Highlights, Net Income & Global Consolidated Sales

DuPont News, April 19, 2012

 

This quarter's achievements resulted from strong earnings growth in Agriculture and Performance Chemicals and income from a prior-year acquisition.

  • Segment pre-tax operating income (PTOI), excluding significant items, increased $252 million, or 12% versus 2011, principally due to Agriculture, Performance Chemicals and the benefit of prior-year acquisitions in Nutrition & Health and Industrial Biosciences.
  • Agriculture delivered 16% higher sales and an 18% increase in pre-tax operating income, excluding significant items, versus last year’s first quarter. This reflects strong global business performance and an early start to the North American and European selling seasons.
  • The company’s productivity initiatives continued on track with improvements of approximately $100 million each for fixed costs and working capital.
  • DuPont reaffirmed its full-year earnings outlook range of $4.20 to $4.40 per share, which represents 7 to 12% growth versus 2011, excluding significant items.

 

First quarter 2012 consolidated net sales of $11.2 billion were 12% higher than the prior year, including 7% attributable to portfolio changes. Local prices were 8% higher with increases in all regions. The 2% decline in total company volume principally reflects strong Agriculture segment volume gains in all regions offset by lower volume for most segments in Asia. The table below shows regional sales and variances versus the first quarter 2011.

1Q 2012 regional sales higher than previous year.
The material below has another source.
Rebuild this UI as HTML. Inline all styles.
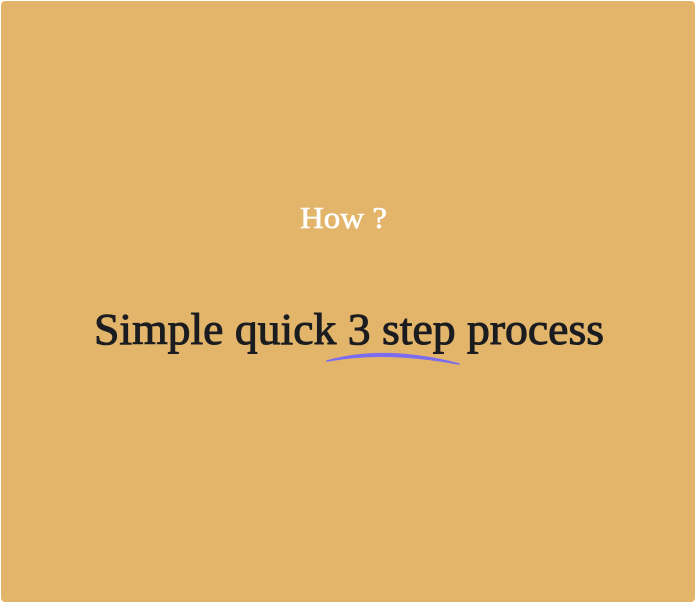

Net income attributable to DuPont for the first quarter 2012 was $1,488 million versus $1,431 million in the first quarter 2011. Excluding significant items, net income attributable to DuPont was $1,520 million versus $1,431 million in the prior year. The improvement principally reflects earnings growth in Agriculture and Performance Chemicals and income from a prior-year acquisition. Higher selling prices more than offset increased spending for sales, marketing and research and development, and higher costs for raw materials, energy and freight.